Jane Younger, the lead author on the study, said that the examination of Adélie penguins' adaptation to climate change in the past will help scientists better understand how the penguin population will adjust in the future.

"Up to now, research has focused on short-term changes in terms of years or decades, but the climate change that is underway right now is likely to have effects over thousands of years," Younger, of the University of Tasmania, Australia, said in a press release.

"We need to consider millennial-scale trends alongside contemporary data to forecast species' abundance and distribution changes under future climate change scenarios."

The penguins will need to have plentiful amounts of krill in order to balance out their expanding population and, as climate change advances, more sea ice and glaciers are predicted to retreat, so populations are expected to continue flourishing. On the other hand, krill eat algae and algae need to attach themselves onto sea ice in order to survive.

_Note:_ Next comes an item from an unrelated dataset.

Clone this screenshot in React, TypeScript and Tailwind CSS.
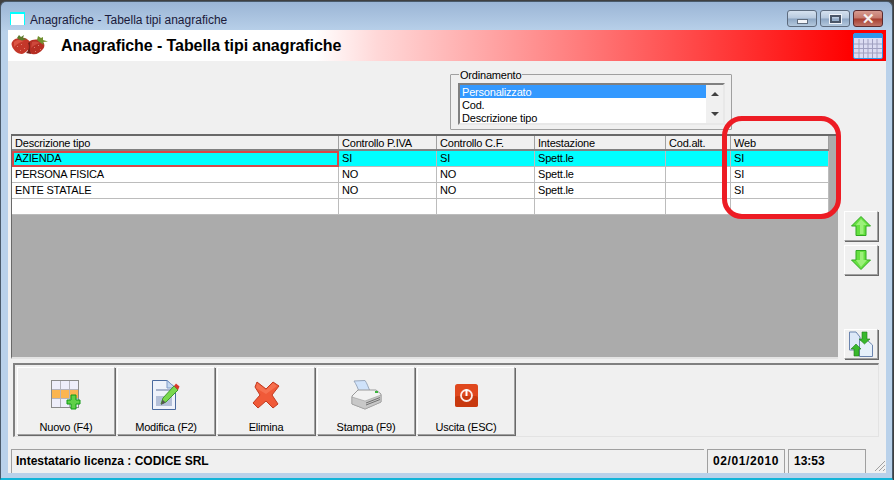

Therefore, the less sea ice, the less algae, and the less algae, the less krill for the penguins.

Currently, Adélie penguins in East Antarctica have ample food to thrive, but the impacts of climate change on krill, their main food source, is "unclear at this time" according to Younger.

Still, the researchers warn that the environmental impacts of climate change are not the same everywhere and the widespread dispersion of Adelie penguins mean that further away populations are facing different challenges as a result of climate change and are even in decline.